»»

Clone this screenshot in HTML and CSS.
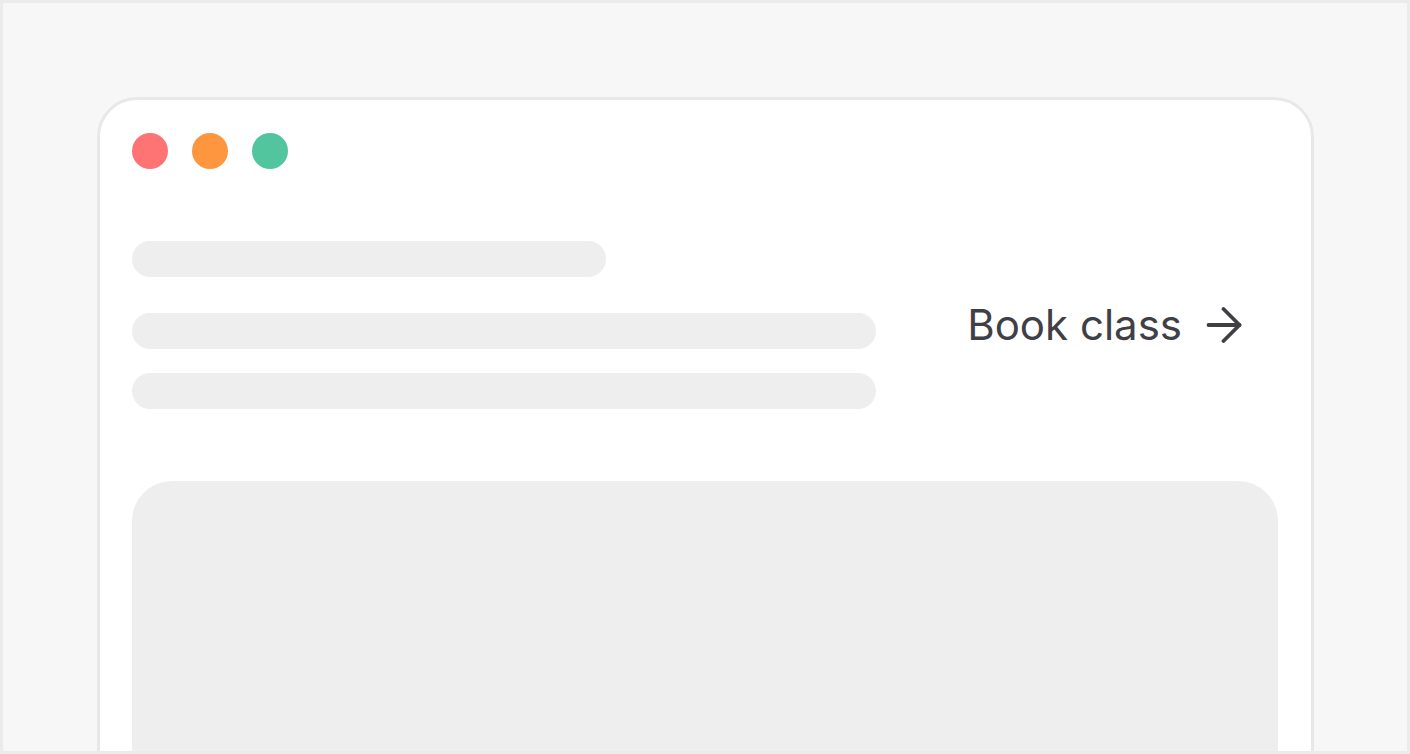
FILE: index.html
```html
<!DOCTYPE html>
<html>
<head>
<meta charset="utf-8">
<link rel="stylesheet" href="styles.css">
</head>
<body>
<div class="frame">
  <div class="window">
    <div class="dots">
      <span class="dot red"></span>
      <span class="dot orange"></span>
      <span class="dot green"></span>
    </div>
    <div class="row">
      <div class="bars">
        <div class="bar short"></div>
        <div class="bar long first"></div>
        <div class="bar long"></div>
      </div>
      <a class="link" href="#">
        <span class="label">Book class</span>
        <svg class="arrow" width="36" height="36" viewBox="0 0 36 36" fill="none" stroke="#3f4045" stroke-width="3.8" stroke-linecap="round" stroke-linejoin="round">
          <path d="M2.5 18H33.5"/>
          <path d="M17.5 2L33.5 18L17.5 34"/>
        </svg>
      </a>
    </div>
    <div class="card"></div>
  </div>
</div>
</body>
</html>
```

FILE: styles.css
```css
* { box-sizing: border-box; }
html, body { margin: 0; padding: 0; }
body {
  font-family: Inter, "Noto Sans", sans-serif;
  background: #f7f7f7;
}
.frame {
  width: 1410px;
  height: 754px;
  border: 3px solid #ebebeb;
  background: #f7f7f7;
  overflow: hidden;
  padding: 94px 0 0 94px;
}
.window {
  width: 1217px;
  height: 800px;
  background: #ffffff;
  border: 3px solid #e8e8e8;
  border-radius: 40px 40px 0 0;
  padding: 33px 33px 0 32px;
}
.dots {
  display: flex;
  gap: 24px;
  height: 36px;
}
.dot {
  width: 36px;
  height: 36px;
  border-radius: 50%;
  display: block;
}
.red { background: #fe7474; }
.orange { background: #fe963f; }
.green { background: #52c59f; }
.row {
  margin-top: 72px;
  display: flex;
  align-items: center;
  justify-content: space-between;
}
.bars {
  width: 744px;
  display: flex;
  flex-direction: column;
}
.bar {
  height: 36px;
  border-radius: 18px;
  background: #eeeeee;
}
.bar.short { width: 474px; }
.bar.first { margin-top: 36px; margin-bottom: 24px; }
.link {
  display: flex;
  align-items: center;
  gap: 24px;
  color: #3f4045;
  text-decoration: none;
  font-size: 42px;
  line-height: 50px;
  margin-right: 36px;
}
.arrow { display: block; }
.card {
  margin-top: 72px;
  height: 400px;
  background: #eeeeee;
  border-radius: 40px 40px 0 0;
}
```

««

What this task involves: Extract every line of the data exactly; pictures stay out.

Problem solution:
Clone this screenshot in HTML and CSS.
FILE: index.html
```html
<!DOCTYPE html>
<html>
<head>
<meta charset="utf-8">
<link rel="stylesheet" href="styles.css">
</head>
<body>
<div class="frame">
  <div class="window">
    <div class="dots">
      <span class="dot red"></span>
      <span class="dot orange"></span>
      <span class="dot green"></span>
    </div>
    <div class="row">
      <div class="bars">
        <div class="bar short"></div>
        <div class="bar long first"></div>
        <div class="bar long"></div>
      </div>
      <a class="link" href="#">
        <span class="label">Book class</span>
        <svg class="arrow" width="36" height="36" viewBox="0 0 36 36" fill="none" stroke="#3f4045" stroke-width="3.8" stroke-linecap="round" stroke-linejoin="round">
          <path d="M2.5 18H33.5"/>
          <path d="M17.5 2L33.5 18L17.5 34"/>
        </svg>
      </a>
    </div>
    <div class="card"></div>
  </div>
</div>
</body>
</html>
```

FILE: styles.css
```css
* { box-sizing: border-box; }
html, body { margin: 0; padding: 0; }
body {
  font-family: Inter, "Noto Sans", sans-serif;
  background: #f7f7f7;
}
.frame {
  width: 1410px;
  height: 754px;
  border: 3px solid #ebebeb;
  background: #f7f7f7;
  overflow: hidden;
  padding: 94px 0 0 94px;
}
.window {
  width: 1217px;
  height: 800px;
  background: #ffffff;
  border: 3px solid #e8e8e8;
  border-radius: 40px 40px 0 0;
  padding: 33px 33px 0 32px;
}
.dots {
  display: flex;
  gap: 24px;
  height: 36px;
}
.dot {
  width: 36px;
  height: 36px;
  border-radius: 50%;
  display: block;
}
.red { background: #fe7474; }
.orange { background: #fe963f; }
.green { background: #52c59f; }
.row {
  margin-top: 72px;
  display: flex;
  align-items: center;
  justify-content: space-between;
}
.bars {
  width: 744px;
  display: flex;
  flex-direction: column;
}
.bar {
  height: 36px;
  border-radius: 18px;
  background: #eeeeee;
}
.bar.short { width: 474px; }
.bar.first { margin-top: 36px; margin-bottom: 24px; }
.link {
  display: flex;
  align-items: center;
  gap: 24px;
  color: #3f4045;
  text-decoration: none;
  font-size: 42px;
  line-height: 50px;
  margin-right: 36px;
}
.arrow { display: block; }
.card {
  margin-top: 72px;
  height: 400px;
  background: #eeeeee;
  border-radius: 40px 40px 0 0;
}
```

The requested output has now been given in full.